* begin SUPPLIED RECORDS *
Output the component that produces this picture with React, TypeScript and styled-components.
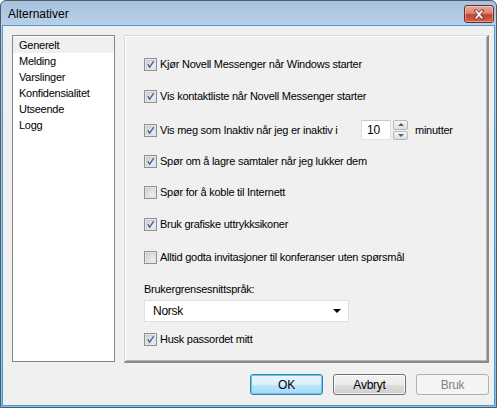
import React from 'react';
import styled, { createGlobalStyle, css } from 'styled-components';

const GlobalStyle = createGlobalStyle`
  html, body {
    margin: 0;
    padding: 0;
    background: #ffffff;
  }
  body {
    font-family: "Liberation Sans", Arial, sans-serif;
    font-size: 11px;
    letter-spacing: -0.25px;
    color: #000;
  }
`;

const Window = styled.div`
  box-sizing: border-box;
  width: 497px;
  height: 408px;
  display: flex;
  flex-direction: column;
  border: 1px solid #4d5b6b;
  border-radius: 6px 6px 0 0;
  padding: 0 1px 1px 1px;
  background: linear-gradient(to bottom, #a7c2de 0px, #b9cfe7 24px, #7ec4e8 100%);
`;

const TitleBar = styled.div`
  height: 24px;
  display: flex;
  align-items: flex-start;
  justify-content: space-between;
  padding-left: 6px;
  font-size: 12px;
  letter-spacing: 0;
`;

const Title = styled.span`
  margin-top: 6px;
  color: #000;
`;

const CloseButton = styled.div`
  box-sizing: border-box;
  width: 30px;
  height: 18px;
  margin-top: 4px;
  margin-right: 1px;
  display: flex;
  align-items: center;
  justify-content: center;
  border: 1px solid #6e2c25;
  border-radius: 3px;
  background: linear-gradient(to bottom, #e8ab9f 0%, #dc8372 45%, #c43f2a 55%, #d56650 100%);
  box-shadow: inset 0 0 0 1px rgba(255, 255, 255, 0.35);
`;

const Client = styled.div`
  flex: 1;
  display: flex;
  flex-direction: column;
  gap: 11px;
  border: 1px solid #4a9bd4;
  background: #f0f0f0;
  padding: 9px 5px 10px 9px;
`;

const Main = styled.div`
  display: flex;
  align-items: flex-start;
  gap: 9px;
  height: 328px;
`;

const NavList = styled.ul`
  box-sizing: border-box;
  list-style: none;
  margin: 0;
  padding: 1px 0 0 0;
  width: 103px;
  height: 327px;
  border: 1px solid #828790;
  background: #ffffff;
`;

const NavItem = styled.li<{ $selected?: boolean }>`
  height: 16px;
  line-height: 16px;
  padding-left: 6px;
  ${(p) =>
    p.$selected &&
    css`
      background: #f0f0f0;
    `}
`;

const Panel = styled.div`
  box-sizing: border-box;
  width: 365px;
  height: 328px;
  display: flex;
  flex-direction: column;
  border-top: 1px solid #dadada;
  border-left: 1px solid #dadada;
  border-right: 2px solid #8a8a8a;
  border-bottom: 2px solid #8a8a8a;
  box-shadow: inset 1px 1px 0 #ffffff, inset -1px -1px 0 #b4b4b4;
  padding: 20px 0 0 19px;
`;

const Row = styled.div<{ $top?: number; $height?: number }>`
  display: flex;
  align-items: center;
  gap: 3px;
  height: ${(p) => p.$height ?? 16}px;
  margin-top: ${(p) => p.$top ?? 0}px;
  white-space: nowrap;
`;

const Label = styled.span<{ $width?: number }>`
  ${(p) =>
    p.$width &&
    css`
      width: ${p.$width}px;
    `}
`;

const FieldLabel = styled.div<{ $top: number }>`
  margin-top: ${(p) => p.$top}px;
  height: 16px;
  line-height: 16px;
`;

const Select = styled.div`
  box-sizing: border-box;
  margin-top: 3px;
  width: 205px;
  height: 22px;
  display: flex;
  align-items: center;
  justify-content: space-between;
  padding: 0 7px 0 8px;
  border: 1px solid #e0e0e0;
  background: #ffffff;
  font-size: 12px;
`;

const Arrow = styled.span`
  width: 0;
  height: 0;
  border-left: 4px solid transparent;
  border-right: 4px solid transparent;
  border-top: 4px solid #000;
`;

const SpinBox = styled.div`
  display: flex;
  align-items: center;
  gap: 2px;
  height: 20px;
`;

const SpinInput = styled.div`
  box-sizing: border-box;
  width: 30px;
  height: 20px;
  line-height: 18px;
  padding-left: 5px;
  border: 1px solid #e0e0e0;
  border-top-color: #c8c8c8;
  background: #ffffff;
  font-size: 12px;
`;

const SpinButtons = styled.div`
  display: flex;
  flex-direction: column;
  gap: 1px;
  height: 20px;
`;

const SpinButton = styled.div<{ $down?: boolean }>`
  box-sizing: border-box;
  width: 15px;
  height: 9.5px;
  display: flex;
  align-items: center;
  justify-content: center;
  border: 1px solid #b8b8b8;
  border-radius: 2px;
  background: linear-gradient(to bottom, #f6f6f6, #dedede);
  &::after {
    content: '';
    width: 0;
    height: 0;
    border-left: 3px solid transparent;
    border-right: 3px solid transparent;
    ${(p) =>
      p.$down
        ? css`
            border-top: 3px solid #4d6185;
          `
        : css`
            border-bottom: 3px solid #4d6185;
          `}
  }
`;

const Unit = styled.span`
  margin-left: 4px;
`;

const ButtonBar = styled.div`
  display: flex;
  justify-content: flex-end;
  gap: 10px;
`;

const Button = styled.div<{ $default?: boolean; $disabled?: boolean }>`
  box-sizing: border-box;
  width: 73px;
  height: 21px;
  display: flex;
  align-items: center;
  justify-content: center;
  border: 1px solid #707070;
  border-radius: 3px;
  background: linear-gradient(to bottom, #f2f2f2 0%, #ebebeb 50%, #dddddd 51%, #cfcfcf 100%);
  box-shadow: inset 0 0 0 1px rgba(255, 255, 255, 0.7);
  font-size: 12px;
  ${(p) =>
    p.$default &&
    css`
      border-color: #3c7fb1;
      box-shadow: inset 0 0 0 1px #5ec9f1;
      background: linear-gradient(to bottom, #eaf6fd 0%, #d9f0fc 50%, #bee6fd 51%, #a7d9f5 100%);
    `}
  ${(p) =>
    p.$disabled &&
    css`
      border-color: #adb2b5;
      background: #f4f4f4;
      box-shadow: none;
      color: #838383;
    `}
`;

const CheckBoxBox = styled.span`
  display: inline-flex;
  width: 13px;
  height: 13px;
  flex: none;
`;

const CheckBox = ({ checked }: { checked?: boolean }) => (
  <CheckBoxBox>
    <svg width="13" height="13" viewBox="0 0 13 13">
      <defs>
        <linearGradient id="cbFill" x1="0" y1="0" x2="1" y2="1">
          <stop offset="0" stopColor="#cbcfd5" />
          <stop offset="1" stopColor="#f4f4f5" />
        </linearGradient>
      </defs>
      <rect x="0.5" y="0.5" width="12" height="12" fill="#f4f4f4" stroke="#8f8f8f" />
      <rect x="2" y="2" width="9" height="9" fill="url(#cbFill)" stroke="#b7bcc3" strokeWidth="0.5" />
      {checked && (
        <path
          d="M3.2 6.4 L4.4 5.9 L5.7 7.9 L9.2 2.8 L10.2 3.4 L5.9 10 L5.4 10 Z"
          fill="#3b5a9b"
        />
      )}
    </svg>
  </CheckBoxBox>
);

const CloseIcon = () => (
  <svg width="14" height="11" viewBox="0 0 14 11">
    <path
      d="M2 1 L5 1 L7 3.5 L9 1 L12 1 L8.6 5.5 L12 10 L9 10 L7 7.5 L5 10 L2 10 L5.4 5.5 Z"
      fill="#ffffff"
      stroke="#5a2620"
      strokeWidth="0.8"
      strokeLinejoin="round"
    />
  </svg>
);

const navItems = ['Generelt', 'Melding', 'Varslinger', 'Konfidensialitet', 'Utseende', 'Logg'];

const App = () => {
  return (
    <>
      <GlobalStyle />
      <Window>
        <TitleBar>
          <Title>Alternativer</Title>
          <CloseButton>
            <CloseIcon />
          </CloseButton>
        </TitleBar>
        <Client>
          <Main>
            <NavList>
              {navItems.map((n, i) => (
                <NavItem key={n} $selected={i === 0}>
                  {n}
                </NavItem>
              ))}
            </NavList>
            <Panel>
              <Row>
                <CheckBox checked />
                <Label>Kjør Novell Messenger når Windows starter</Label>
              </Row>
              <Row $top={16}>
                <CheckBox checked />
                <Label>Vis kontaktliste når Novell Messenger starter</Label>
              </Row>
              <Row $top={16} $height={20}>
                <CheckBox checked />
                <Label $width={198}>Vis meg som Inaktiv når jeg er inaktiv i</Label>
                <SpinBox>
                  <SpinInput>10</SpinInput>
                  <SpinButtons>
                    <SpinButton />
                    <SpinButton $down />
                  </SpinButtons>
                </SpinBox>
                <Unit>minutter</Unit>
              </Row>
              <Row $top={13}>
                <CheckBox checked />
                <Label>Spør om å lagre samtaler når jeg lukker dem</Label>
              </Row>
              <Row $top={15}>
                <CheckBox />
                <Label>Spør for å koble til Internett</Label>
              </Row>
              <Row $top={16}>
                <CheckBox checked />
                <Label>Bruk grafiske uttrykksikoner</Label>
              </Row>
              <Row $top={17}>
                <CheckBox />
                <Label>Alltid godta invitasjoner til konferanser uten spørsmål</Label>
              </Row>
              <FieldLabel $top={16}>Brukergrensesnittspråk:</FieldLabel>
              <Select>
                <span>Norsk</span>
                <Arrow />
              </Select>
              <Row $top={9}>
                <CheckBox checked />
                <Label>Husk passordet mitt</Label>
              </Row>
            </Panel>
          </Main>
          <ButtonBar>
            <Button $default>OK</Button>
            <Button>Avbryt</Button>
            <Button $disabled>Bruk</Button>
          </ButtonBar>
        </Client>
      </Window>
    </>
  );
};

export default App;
* end SUPPLIED RECORDS *
* begin SUPPLIED RECORDS *
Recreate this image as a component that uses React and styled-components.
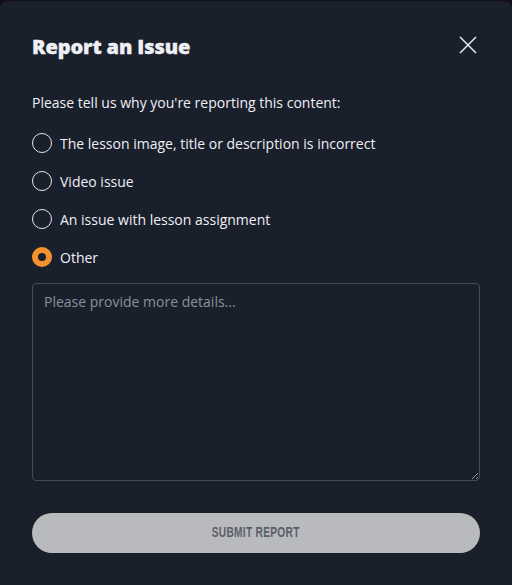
* end SUPPLIED RECORDS *
EXERCISE >> Extract every line above containing the word "that".

ANSWER BELOW >>
Output the component that produces this picture with React, TypeScript and styled-components.
Recreate this image as a component that uses React and styled-components.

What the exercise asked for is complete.